The occupations driving that growth are what you’d expect: construction, plumbing, welding, kitchen staff, agricultural workers, health care aides. These are physical, place-based, human-facing work that current AI can’t substitute for directly.
There’s a version of this finding that gets spun into reassurance: The trades are booming, the economy is balancing itself, but that reading is too comfortable. It elides the wage and status reality of many of these roles, ignores that the workers currently shut out of AI-exposed entry-level positions weren’t planning on plumbing careers, and sidesteps the structural question of who, exactly, is guiding them anywhere.
Priest said the barometer is based on job postings, so only tells us how employer demand is changing. But the findings do make clear, in his view, that the “transition” needs to be managed intentionally.
“If AI changes the first rung of the career ladder, then companies have a responsibility to redesign pathways into work, not just redesign work itself,” he said. The most successful Fortune 500 companies, he added, citing direct experience, are the ones that invest heavily in workforce transformation.
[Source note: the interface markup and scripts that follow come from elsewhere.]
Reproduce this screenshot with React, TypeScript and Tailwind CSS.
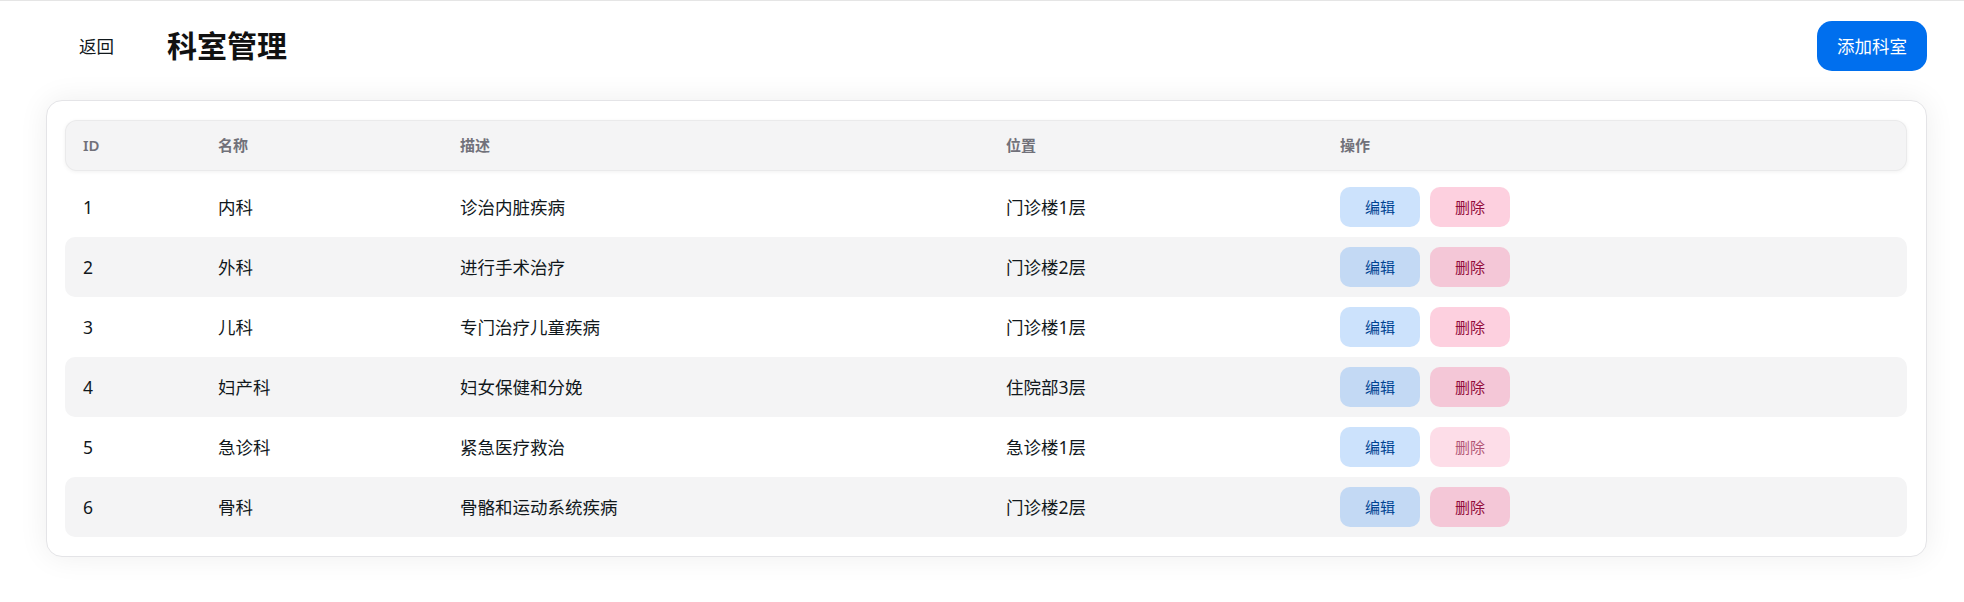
import React from "react";

type Dept = { id: number; name: string; desc: string; location: string };

const departments: Dept[] = [
  { id: 1, name: "内科", desc: "诊治内脏疾病", location: "门诊楼1层" },
  { id: 2, name: "外科", desc: "进行手术治疗", location: "门诊楼2层" },
  { id: 3, name: "儿科", desc: "专门治疗儿童疾病", location: "门诊楼1层" },
  { id: 4, name: "妇产科", desc: "妇女保健和分娩", location: "住院部3层" },
  { id: 5, name: "急诊科", desc: "紧急医疗救治", location: "急诊楼1层" },
  { id: 6, name: "骨科", desc: "骨骼和运动系统疾病", location: "门诊楼2层" },
];

const cols = "grid grid-cols-[135px_242px_546px_334px_1fr]";

export default function App() {
  return (
    <div className="min-h-[602px] bg-white font-['Noto_Sans','Noto_Sans_CJK_SC',sans-serif] text-[#11181c]">
      <div className="h-px bg-[#e5e5e5]" />
      <div className="pl-[46px] pr-[37px]">
        <header className="mt-[20px] flex h-[50px] items-center">
          <button className="ml-[33px] text-[17.5px] leading-6 text-[#11181c]">返回</button>
          <h1 className="ml-[53px] text-[30px] font-bold leading-9 text-[#111]">科室管理</h1>
          <button className="ml-auto flex h-[50px] w-[110px] items-center justify-center rounded-[15px] bg-[#006fee] text-[17.5px] leading-7 text-white">
            添加科室
          </button>
        </header>

        <section className="mt-[29px] rounded-[16px] border border-[#e4e4e7] bg-white py-[19px] pl-[18px] pr-[19px] shadow-[0_0_30px_rgba(0,0,0,0.07)]">
          <div
            className={`${cols} h-[51px] items-center rounded-[12px] border border-black/[0.04] bg-[#f4f4f5] text-[15px] font-semibold text-[#71717a] shadow-[0_1px_4px_rgba(0,0,0,0.06)]`}
          >
            <div className="px-[17px]">ID</div>
            <div className="px-[17px]">名称</div>
            <div className="px-[17px]">描述</div>
            <div className="px-[17px]">位置</div>
            <div className="px-[17px]">操作</div>
          </div>

          <div className="mt-[6px]">
            {departments.map((d, i) => (
              <div
                key={d.id}
                className={`${cols} h-[60px] items-center rounded-[10px] text-[17.5px] ${
                  i % 2 === 1 ? "bg-[#f4f4f5]" : "bg-white"
                }`}
              >
                <div className="px-[18px]">{d.id}</div>
                <div className="px-[18px]">{d.name}</div>
                <div className="px-[18px]">{d.desc}</div>
                <div className="px-[18px]">{d.location}</div>
                <div className="flex gap-[10px] px-[18px]">
                  <button className="flex h-[40px] w-[80px] items-center justify-center rounded-[10px] bg-[#006fee]/20 text-[15px] text-[#004493]">
                    编辑
                  </button>
                  <button
                    className={`flex h-[40px] w-[80px] items-center justify-center rounded-[10px] bg-[#f31260]/20 text-[15px] text-[#920b3a] ${
                      d.id === 5 ? "opacity-70" : ""
                    }`}
                  >
                    删除
                  </button>
                </div>
              </div>
            ))}
          </div>
        </section>
      </div>
    </div>
  );
}
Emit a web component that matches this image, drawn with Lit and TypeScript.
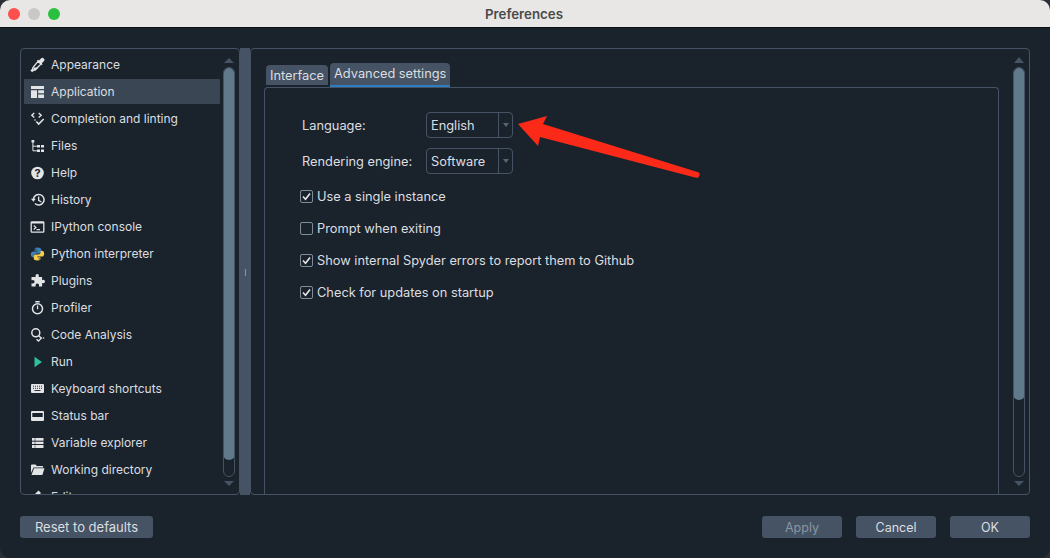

The picture, in aggregate, is of an AI economy delivering genuine productivity gains while quietly restructuring who can participate in them. The entry-level job hasn’t been killed. It’s been promoted—and the promotion happened without notice, without a training program and without the policy framework that might have softened the transition.
“AI is different from some earlier technology waves,” Priest said, “because it is touching a broader set of occupations at once.”
It isn’t confined to technology, reaching across professional services, finance, health care, education, operations, and many other areas.